This is where the real architectural leverage lies, and it's the tier most often ignored. Many API responses are not unique per-user. Think of a product listing page, a list of news articles, or public user profiles. While this data does change, it doesn't need to be real-time to the millisecond for every single user.

Can the list of top 10 products on your homepage be 5 seconds stale? For 99% of applications, the answer is a resounding yes. By adding a short TTL to these public API endpoints, you can achieve a massive reduction in origin traffic.

HTTP Header Example: Cache-Control: public, max-age=0, s-maxage=5, stale-while-revalidate=10

max-age=0: Tells the user's private browser cache not to store it. This is important for data that should be centrally controlled.
s-maxage=5: The magic instruction.
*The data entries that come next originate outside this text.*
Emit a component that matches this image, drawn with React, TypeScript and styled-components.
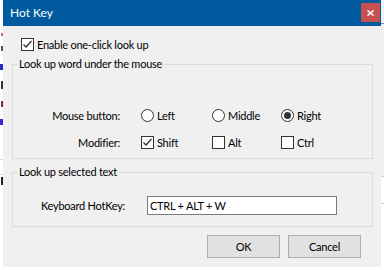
import * as React from "react";
import styled, { createGlobalStyle } from "styled-components";

const GlobalStyle = createGlobalStyle`
  html, body {
    margin: 0;
    padding: 0;
    background: #ffffff;
  }
  body {
    font-family: Lato, "Liberation Sans", sans-serif;
    font-size: 11px;
    letter-spacing: -0.25px;
    color: #000000;
  }
`;

const Screen = styled.div`
  display: flex;
  width: 384px;
  height: 270px;
  overflow: hidden;
`;

// clipped bits of the window behind the dialog
const LeftEdge = styled.div`
  width: 3px;
  flex: none;
  display: flex;
  flex-direction: column;
  padding-top: 29px;
  background: #ffffff;
  overflow: hidden;
`;

const Slot = styled.div<{ $h?: number }>`
  height: ${(p) => p.$h ?? 19}px;
  flex: none;
  display: flex;
  justify-content: flex-end;
  align-items: center;
`;

const Stub = styled.span<{ $color: string; $w?: number; $h?: number }>`
  width: ${(p) => p.$w ?? 2}px;
  height: ${(p) => p.$h ?? 6}px;
  background: ${(p) => p.$color};
`;

const EdgeBox = styled.div`
  height: 14px;
  margin-top: 2px;
  border-top: 1px solid #d9d9d9;
  border-bottom: 1px solid #d9d9d9;
  background: #ffffff;
`;

const RightEdge = styled.div`
  width: 3px;
  flex: none;
  display: flex;
  flex-direction: column;
`;

const EdgeBand = styled.div<{ $h: number; $bg: string; $line?: string }>`
  height: ${(p) => p.$h}px;
  flex: none;
  background: ${(p) => p.$bg};
  border-top: ${(p) => (p.$line ? `1px solid ${p.$line}` : "none")};
`;

const Dialog = styled.div`
  width: 378px;
  height: 267px;
  flex: none;
  display: flex;
  flex-direction: column;
  background: #f0f0f0;
`;

const TitleBar = styled.div`
  height: 26px;
  flex: none;
  display: flex;
  align-items: center;
  justify-content: space-between;
  padding: 0 1px 0 7px;
  background: #005a9e;
  color: #ffffff;
  font-size: 12px;
  letter-spacing: 0;
`;

const TitleText = styled.span`
  margin-top: -1px;
`;

const CloseButton = styled.div`
  width: 19px;
  height: 19px;
  margin-top: -1px;
  display: flex;
  align-items: center;
  justify-content: center;
  background: #c75050;
`;

const Body = styled.div`
  flex: 1;
  display: flex;
  flex-direction: column;
  padding: 12px 8px 0 9px;
`;

const CheckRow = styled.label`
  display: flex;
  align-items: center;
  height: 13px;
  padding-left: 9px;
  gap: 3px;
`;

const Box = styled.span`
  width: 13px;
  height: 13px;
  box-sizing: border-box;
  flex: none;
  border: 1px solid #333333;
  background: #ffffff;
  display: flex;
  align-items: center;
  justify-content: center;
`;

const Round = styled.span<{ $on?: boolean }>`
  width: 13px;
  height: 13px;
  box-sizing: border-box;
  flex: none;
  border: 1px solid #333333;
  border-radius: 50%;
  background: #ffffff;
  display: flex;
  align-items: center;
  justify-content: center;

  &::after {
    content: "";
    display: ${(p) => (p.$on ? "block" : "none")};
    width: 7px;
    height: 7px;
    border-radius: 50%;
    background: #333333;
  }
`;

const Group = styled.fieldset<{ $h: number; $top: number }>`
  box-sizing: border-box;
  height: ${(p) => p.$h}px;
  margin: ${(p) => p.$top}px 0 0 0;
  padding: 0;
  border: 1px solid #dcdcdc;
  min-inline-size: 0;
`;

const Legend = styled.legend`
  margin-left: 4px;
  padding: 0 2px;
  line-height: 16px;
`;

const Rows = styled.div`
  display: flex;
  flex-direction: column;
  gap: 9px;
  padding-top: 34px;
`;

const Row = styled.div`
  display: flex;
  align-items: center;
  height: 18px;
`;

const FieldLabel = styled.span`
  width: 107px;
  margin-right: 21px;
  text-align: right;
`;

const Option = styled.label<{ $w: number }>`
  width: ${(p) => p.$w}px;
  display: flex;
  align-items: center;
  gap: 3px;
`;

const HotKeyRow = styled.div`
  display: flex;
  align-items: center;
  padding: 16px 0 0 28px;
`;

const HotKeyLabel = styled.span`
  width: 106px;
`;

const HotKeyInput = styled.div`
  box-sizing: border-box;
  width: 190px;
  height: 19px;
  border: 1px solid #7a7a7a;
  background: #ffffff;
  padding-left: 2px;
  line-height: 17px;
`;

const Buttons = styled.div`
  display: flex;
  justify-content: flex-end;
  gap: 8px;
  margin-top: 8px;
  padding-right: 12px;
`;

const Button = styled.button`
  box-sizing: border-box;
  width: 73px;
  height: 23px;
  padding: 0;
  border: 1px solid #adadad;
  background: #e1e1e1;
  font: inherit;
  letter-spacing: inherit;
  color: #000000;
`;

const Check = () => (
  <svg width="11" height="11" viewBox="0 0 11 11">
    <path d="M1.5 5.5 L4 8 L9.5 2" fill="none" stroke="#333333" strokeWidth="1.3" />
  </svg>
);

const App = () => {
  return (
    <Screen>
      <GlobalStyle />
      <LeftEdge>
        <Slot $h={10}>
          <Stub $color="#c06a9a" $w={2} $h={3} />
        </Slot>
        <Slot $h={19}>
          <Stub $color="#555555" $w={2} $h={5} />
        </Slot>
        <Slot $h={18}>
          <Stub $color="#2a2ac8" $w={3} $h={6} />
        </Slot>
        <Slot $h={18}>
          <Stub $color="#333333" $w={2} $h={8} />
        </Slot>
        <Slot $h={19}>
          <Stub $color="#7a3030" $w={2} $h={6} />
        </Slot>
        <Slot $h={18}>
          <Stub $color="#3a2ad0" $w={3} $h={6} />
        </Slot>
        <Slot $h={26} />
        <EdgeBox />
        <Slot $h={12}>
          <Stub $color="#222222" $w={2} $h={8} />
        </Slot>
      </LeftEdge>
      <Dialog>
        <TitleBar>
          <TitleText>Hot Key</TitleText>
          <CloseButton>
            <svg width="7" height="6" viewBox="0 0 7 6">
              <path d="M0.5 0.5 L6.5 5.5 M6.5 0.5 L0.5 5.5" stroke="#ffffff" strokeWidth="1.6" />
            </svg>
          </CloseButton>
        </TitleBar>
        <Body>
          <CheckRow>
            <Box>
              <Check />
            </Box>
            Enable one-click look up
          </CheckRow>
          <Group $h={103} $top={5}>
            <Legend>Look up word under the mouse</Legend>
            <Rows>
              <Row>
                <FieldLabel>Mouse button:</FieldLabel>
                <Option $w={71}>
                  <Round />
                  Left
                </Option>
                <Option $w={69}>
                  <Round />
                  Middle
                </Option>
                <Option $w={70}>
                  <Round $on />
                  Right
                </Option>
              </Row>
              <Row>
                <FieldLabel>Modifier:</FieldLabel>
                <Option $w={71}>
                  <Box>
                    <Check />
                  </Box>
                  Shift
                </Option>
                <Option $w={69}>
                  <Box />
                  Alt
                </Option>
                <Option $w={70}>
                  <Box />
                  Ctrl
                </Option>
              </Row>
            </Rows>
          </Group>
          <Group $h={63} $top={5}>
            <Legend>Look up selected text</Legend>
            <HotKeyRow>
              <HotKeyLabel>Keyboard HotKey:</HotKeyLabel>
              <HotKeyInput>CTRL + ALT + W</HotKeyInput>
            </HotKeyRow>
          </Group>
          <Buttons>
            <Button>OK</Button>
            <Button>Cancel</Button>
          </Buttons>
        </Body>
      </Dialog>
      <RightEdge>
        <EdgeBand $h={23} $bg="#f0f0f0" />
        <EdgeBand $h={152} $bg="#f0f0f0" $line="#8a8a8a" />
        <EdgeBand $h={26} $bg="#ffffff" $line="#d0d0d0" />
        <EdgeBand $h={68} $bg="#ffffff" $line="#d0d0d0" />
      </RightEdge>
    </Screen>
  );
};

export default App;
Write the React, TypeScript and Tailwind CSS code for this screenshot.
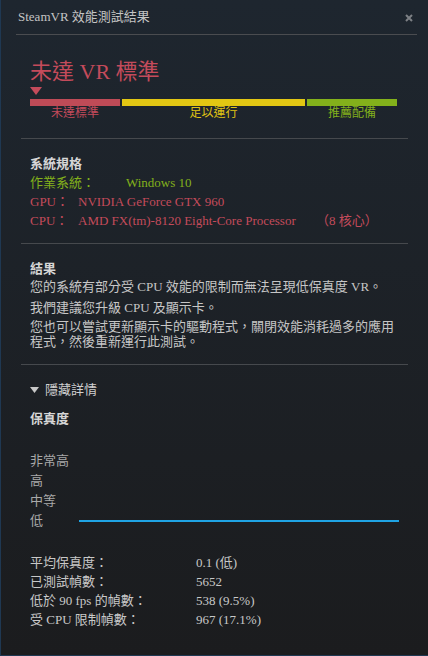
const font = { fontFamily: '"Liberation Serif", "Noto Sans CJK TC", serif' };

function Divider() {
  return <div className="h-px bg-[#46494d]" />;
}

export default function App() {
  return (
    <div
      className="flex h-[656px] w-[428px] flex-col border-b border-l border-[#1f3852] bg-linear-to-b from-[#1e262f] to-[#1b1c1e] text-[13px] text-[#c6c6c6]"
      style={font}
    >
      <header className="ml-[15px] mr-[11px] flex h-[35px] items-center justify-between border-b border-[#4a4c50] pl-[2px]">
        <span className="text-[13px] text-[#c4c4c4]">SteamVR 效能測試結果</span>
        <svg width="8" height="8" viewBox="0 0 8 8" className="mr-[4px] mt-[2px]">
          <path d="M1 1 L7 7 M7 1 L1 7" stroke="#7d8085" strokeWidth="2" />
        </svg>
      </header>

      <div className="mx-[20px] flex flex-col">
        <section className="px-[9px] pt-[24px] pb-[18px]">
          <div className="text-[22px] leading-[26px] text-[#c44b5b]">未達 VR 標準</div>
          <svg width="12" height="8" viewBox="0 0 12 8" className="mt-[2px] block">
            <path d="M0 0 H12 L6 8 Z" fill="#c44b5b" />
          </svg>
          <div className="mt-[4px] flex gap-[2px]">
            <div className="flex w-[90px] flex-col">
              <div className="h-[7px] bg-[#bf4b57]" />
              <span className="text-center text-[12px] leading-[14px] text-[#c44b5b]">未達標準</span>
            </div>
            <div className="flex w-[183px] flex-col">
              <div className="h-[7px] bg-[#e2c613]" />
              <span className="text-center text-[12px] leading-[14px] text-[#e2c613]">足以運行</span>
            </div>
            <div className="flex w-[90px] flex-col">
              <div className="h-[7px] bg-[#83b11b]" />
              <span className="text-center text-[12px] leading-[14px] text-[#83b11b]">推薦配備</span>
            </div>
          </div>
        </section>
        <Divider />

        <section className="px-[9px] pt-[15px] pb-[13px] leading-[19px]">
          <div className="font-bold text-[#d6d6d6]">系統規格</div>
          <div className="flex text-[#83b11b]">
            <span className="w-[96px]">作業系統：</span>
            <span>Windows 10</span>
          </div>
          <div className="flex text-[#c44b5b]">
            <span className="w-[48px]">GPU：</span>
            <span>NVIDIA GeForce GTX 960</span>
          </div>
          <div className="flex text-[#c44b5b]">
            <span className="w-[48px]">CPU：</span>
            <span className="w-[238px]">AMD FX(tm)-8120 Eight-Core Processor</span>
            <span>（8 核心）</span>
          </div>
        </section>
        <Divider />

        <section className="px-[9px] pt-[15px] pb-[15px]">
          <div className="font-bold leading-[19px] text-[#d6d6d6]">結果</div>
          <p className="mt-[1px] leading-[15px]">您的系統有部分受 CPU 效能的限制而無法呈現低保真度 VR。</p>
          <p className="mt-[6px] leading-[15px]">我們建議您升級 CPU 及顯示卡。</p>
          <p className="mt-[4px] leading-[15px]">您也可以嘗試更新顯示卡的驅動程式，關閉效能消耗過多的應用程式，然後重新運行此測試。</p>
        </section>
        <Divider />

        <section className="px-[9px] pt-[15px]">
          <div className="flex items-center gap-[6px] leading-[19px] text-[#cfcfcf]">
            <svg width="9" height="6" viewBox="0 0 9 6" className="mt-[1px]">
              <path d="M0 0 H9 L4.5 6 Z" fill="#c8c8c8" />
            </svg>
            <span>隱藏詳情</span>
          </div>
          <div className="mt-[10px] font-bold leading-[19px] text-[#d6d6d6]">保真度</div>
          <div className="mt-[23px] flex flex-col leading-[20px] text-[#a9a9a9]">
            <span>非常高</span>
            <span>高</span>
            <span>中等</span>
            <div className="flex items-center">
              <span className="w-[49px]">低</span>
              <div className="h-[2px] w-[321px] bg-[#1fa3e3]" />
            </div>
          </div>
          <div className="mt-[22px] flex flex-col leading-[19px] text-[#c8c8c8]">
            <div className="flex">
              <span className="w-[166px]">平均保真度：</span>
              <span>0.1 (低)</span>
            </div>
            <div className="flex">
              <span className="w-[166px]">已測試幀數：</span>
              <span>5652</span>
            </div>
            <div className="flex">
              <span className="w-[166px]">低於 90 fps 的幀數：</span>
              <span>538 (9.5%)</span>
            </div>
            <div className="flex">
              <span className="w-[166px]">受 CPU 限制幀數：</span>
              <span>967 (17.1%)</span>
            </div>
          </div>
        </section>
      </div>
    </div>
  );
}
It tells shared caches, like your CDN, that they can serve this response from their cache for 5 seconds.
stale-while-revalidate=10: An enhancement. If a request comes in after 5 seconds but before 15 seconds (5+10), the CDN can serve the stale content immediately to the user while it re-fetches a fresh version from the origin in the background. This provides the speed of a cache hit while ensuring the content is updated.

Implementing this requires careful identification of which endpoints are safe to cache and understanding the Vary header to prevent serving incorrect content (e.g., Vary: Accept-Language if you serve localized content).

Tier 3: The Dynamic Edge (The "Smart" Cache)

Some requests are truly dynamic and cannot be cached in their entirety, such as viewing a shopping cart or editing a user profile. Historically, these requests were simply passed through the CDN directly to the origin. But today, we have a third option: Edge Compute.

Services like AWS Lambda@Edge or Cloudflare Workers allow you to run small functions directly on the CDN's PoPs. This is not about moving your entire backend to the edge. It's about performing small, latency-sensitive operations there.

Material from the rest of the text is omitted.